I had always heard that King had communist sympathies, but that's obviously not the case as you read these essays. In fact, he roundly critiques communism and defends democracy (17-18)-- on both philosophical and practical grounds. He was probably on the same side as Communists on some issues-- most notably, the Vietnam War. But his opposition to the War was well-reasoned-- again on philosophical and practical grounds (e.g., see: p. 80, 85, 89, 94, 100-102, 106, 110). He also opposed the War because he saw it distracting the country from the War on Poverty, but the numbers do not bear out this concern (81-82, 103).

Finally, some small things:

1.) It was interesting to see King make a point of "more frequently and consistently, brutal acts and crimes by Negroes against Negroes." (4)

2.) King notes the numerical growth of churches in the first half of the 20th Century (34)-- 150 million people as "at least paper members", an increase of 100% since 1929 with only a 31% increase in population. At the same time, he notes that the Christianity was often flaccid and otherwise unimpressive. This fits my general impression that Christianity had an even-heavier cultural component than it does today. There are fewer paper Christians today (as a % of the population), but perhaps a higher percentage of (biblical) Christians and more likely, a higher percentage of disciples and disciple-makers.

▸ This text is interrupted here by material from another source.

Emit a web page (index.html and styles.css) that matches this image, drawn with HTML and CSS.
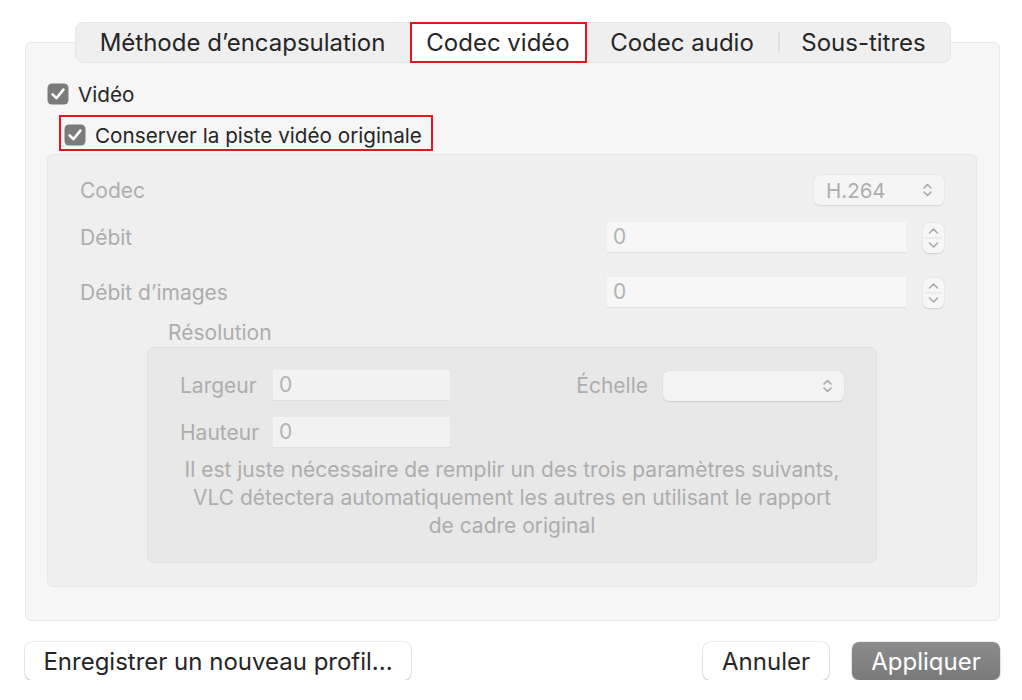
FILE: index.html
```html
<!DOCTYPE html>
<html lang="fr">
<head>
    <meta charset="UTF-8">
    <title>Codec vidéo</title>
    <link rel="stylesheet" href="styles.css">
</head>
<body>
    <div class="window">
        <div class="tabs">
            <div class="tab tab-1">Méthode d’encapsulation</div>
            <div class="tab tab-2 active">Codec vidéo</div>
            <div class="tab tab-3">Codec audio</div>
            <div class="tab tab-4">Sous-titres</div>
        </div>

        <div class="panel">
            <div class="check">
                <svg class="box" width="22" height="22" viewBox="0 0 22 22"><rect x="0.5" y="0.5" width="21" height="21" rx="4.5" fill="#7b7b7b"/><path d="M5.6 11.4 L9.4 15.2 L16.4 6.6" fill="none" stroke="#fff" stroke-width="2.6" stroke-linecap="round" stroke-linejoin="round"/></svg>
                <span>Vidéo</span>
            </div>

            <div class="highlight">
                <div class="check">
                    <svg class="box" width="22" height="22" viewBox="0 0 22 22"><rect x="0.5" y="0.5" width="21" height="21" rx="4.5" fill="#7b7b7b"/><path d="M5.6 11.4 L9.4 15.2 L16.4 6.6" fill="none" stroke="#fff" stroke-width="2.6" stroke-linecap="round" stroke-linejoin="round"/></svg>
                    <span>Conserver la piste vidéo originale</span>
                </div>
            </div>

            <div class="group">
                <div class="row row-codec">
                    <span class="label">Codec</span>
                    <div class="popup popup-codec">
                        <span>H.264</span>
                        <svg width="9" height="14" viewBox="0 0 9 14"><path d="M1 5 L4.5 1.5 L8 5 M1 9 L4.5 12.5 L8 9" fill="none" stroke="#a8a8a8" stroke-width="1.6" stroke-linecap="round" stroke-linejoin="round"/></svg>
                    </div>
                </div>
                <div class="row row-rate">
                    <span class="label">Débit</span>
                    <div class="field field-wide">0</div>
                    <div class="stepper">
                        <svg width="21" height="30" viewBox="0 0 21 30"><path d="M6.5 10 L10.5 6 L14.5 10" fill="none" stroke="#a8a8a8" stroke-width="1.6" stroke-linecap="round" stroke-linejoin="round"/><path d="M2 15 H19" stroke="#e2e2e2" stroke-width="1"/><path d="M6.5 20 L10.5 24 L14.5 20" fill="none" stroke="#a8a8a8" stroke-width="1.6" stroke-linecap="round" stroke-linejoin="round"/></svg>
                    </div>
                </div>
                <div class="row row-fps">
                    <span class="label">Débit d’images</span>
                    <div class="field field-wide">0</div>
                    <div class="stepper">
                        <svg width="21" height="30" viewBox="0 0 21 30"><path d="M6.5 10 L10.5 6 L14.5 10" fill="none" stroke="#a8a8a8" stroke-width="1.6" stroke-linecap="round" stroke-linejoin="round"/><path d="M2 15 H19" stroke="#e2e2e2" stroke-width="1"/><path d="M6.5 20 L10.5 24 L14.5 20" fill="none" stroke="#a8a8a8" stroke-width="1.6" stroke-linecap="round" stroke-linejoin="round"/></svg>
                    </div>
                </div>

                <div class="res-title">Résolution</div>
                <div class="res-box">
                    <div class="res-row">
                        <span class="label res-label">Largeur</span>
                        <div class="field field-small">0</div>
                        <span class="label scale-label">Échelle</span>
                        <div class="popup popup-scale">
                            <span></span>
                            <svg width="9" height="14" viewBox="0 0 9 14"><path d="M1 5 L4.5 1.5 L8 5 M1 9 L4.5 12.5 L8 9" fill="none" stroke="#a8a8a8" stroke-width="1.6" stroke-linecap="round" stroke-linejoin="round"/></svg>
                        </div>
                    </div>
                    <div class="res-row res-row-2">
                        <span class="label res-label">Hauteur</span>
                        <div class="field field-small">0</div>
                    </div>
                    <p class="hint">Il est juste nécessaire de remplir un des trois paramètres suivants,<br>VLC détectera automatiquement les autres en utilisant le rapport<br>de cadre original</p>
                </div>
            </div>
        </div>

        <div class="actions">
            <button class="btn btn-save">Enregistrer un nouveau profil...</button>
            <div class="actions-right">
                <button class="btn btn-cancel">Annuler</button>
                <button class="btn btn-apply">Appliquer</button>
            </div>
        </div>
    </div>
</body>
</html>
```

FILE: styles.css
```css
html {
    background: #fff;
}
body {
    margin: 0;
    font-family: Inter, "Noto Sans", sans-serif;
    color: #262626;
}
.window {
    padding: 22px 22px 0 25px;
}

/* segmented tabs */
.tabs {
    position: relative;
    z-index: 1;
    display: flex;
    width: 876px;
    height: 41px;
    margin: 0 auto -21px;
    background: #efefef;
    border: 1px solid #e6e6e6;
    box-sizing: border-box;
    border-radius: 8px;
}
.tab {
    display: flex;
    align-items: center;
    justify-content: center;
    font-size: 24px;
    color: #262626;
    box-sizing: border-box;
    position: relative;
}
.tab-1 { width: 334px; }
.tab-2 { width: 177px; }
.tab-3 { width: 191px; }
.tab-4 { width: 172px; }
.tab-4::before {
    content: "";
    position: absolute;
    left: 0;
    top: 9px;
    bottom: 9px;
    width: 2px;
    background: #e0e0e0;
}
.tab.active {
    background: #fff;
    border: 2px solid #e8141b;
    margin: -1px 0;
    height: 41px;
}

.panel {
    background: #f6f6f6;
    border: 1px solid #e8e8e8;
    border-radius: 6px;
    padding: 40px 22px 33px 21px;
}

.check {
    display: flex;
    align-items: center;
    gap: 9px;
    height: 22px;
    font-size: 20.7px;
    color: #262626;
}
.check .box {
    flex: none;
}
.highlight {
    width: 374px;
    box-sizing: border-box;
    margin: 10px 0 0 12px;
    padding: 7px 0 3px 3px;
    border: 2px solid #e8141b;
}

/* disabled video settings */
.group {
    margin-top: 3px;
    background: #efefef;
    border: 1px solid #e6e6e6;
    border-radius: 6px;
    padding: 20px 32px 23px 32px;
}
.row {
    display: flex;
    align-items: center;
}
.row-codec {
    height: 30px;
    justify-content: space-between;
}
.row-rate {
    height: 31px;
    margin-top: 17px;
}
.row-fps {
    height: 31px;
    margin-top: 24px;
}
.label {
    font-size: 21px;
    color: #adadad;
}
.row .label {
    flex: 1;
}
.popup {
    display: flex;
    align-items: center;
    justify-content: space-between;
    height: 30px;
    box-sizing: border-box;
    background: #f5f5f5;
    border-radius: 6px;
    box-shadow: 0 0.5px 1.5px rgba(0, 0, 0, 0.12);
    padding: 0 12px 0 12px;
    font-size: 20.5px;
    color: #adadad;
}
.popup-codec {
    width: 130px;
}
.popup-scale {
    width: 181px;
    background: #f3f3f3;
}
.field {
    height: 31px;
    box-sizing: border-box;
    background: #f7f7f7;
    border-bottom: 1px solid #dedede;
    padding: 2px 0 0 6px;
    font-size: 21px;
    color: #b3b3b3;
}
.field-wide {
    width: 299px;
}
.field-small {
    width: 177px;
    background: #f2f2f2;
}
.stepper {
    width: 21px;
    height: 30px;
    margin-left: 17px;
    background: #f6f6f6;
    border-radius: 6px;
    box-shadow: 0 0.5px 1.5px rgba(0, 0, 0, 0.15);
}
.stepper svg {
    display: block;
}

.res-title {
    margin: 14px 0 0 88px;
    height: 25px;
    line-height: 22px;
    font-size: 21px;
    color: #adadad;
}
.res-box {
    margin: 0 67px;
    background: #e8e8e8;
    border: 1px solid #e0e0e0;
    border-radius: 7px;
    padding: 22px 32px 22px 32px;
}
.res-row {
    display: flex;
    align-items: center;
    height: 31px;
}
.res-row-2 {
    margin-top: 16px;
}
.res-label {
    width: 93px;
}
.scale-label {
    margin-left: auto;
    margin-right: 15px;
}
.hint {
    margin: 8px 0 0;
    text-align: center;
    font-size: 21px;
    line-height: 28px;
    color: #adadad;
}

/* bottom buttons */
.actions {
    display: flex;
    justify-content: space-between;
    margin-top: 21px;
}
.actions-right {
    display: flex;
    gap: 23px;
}
.btn {
    height: 38px;
    border: none;
    border-radius: 7px;
    font-family: Inter, "Noto Sans", sans-serif;
    font-size: 24px;
    color: #262626;
    background: #fff;
    box-shadow: 0 0 0 0.5px rgba(0, 0, 0, 0.12), 0 1px 2px rgba(0, 0, 0, 0.2);
    padding: 0;
}
.btn-save {
    width: 386px;
}
.btn-cancel {
    width: 126px;
}
.btn-apply {
    width: 148px;
    color: #fff;
    background: linear-gradient(#8c8c8c, #7a7a7a);
}
```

3.) King notes the difficulty of forming and maintaining cartels-- and the frequent use of government to bolster those efforts. Blacks arranged for voluntary carpools to do their bus boycott and get around the government's segregation. After 11 months, the mayor introduced a resolution to make those carpools illegal (40). (In his intro, Myers makes a similar point-- that white employers also helped with transport, reducing the power of the attempted cartel [p. xii].)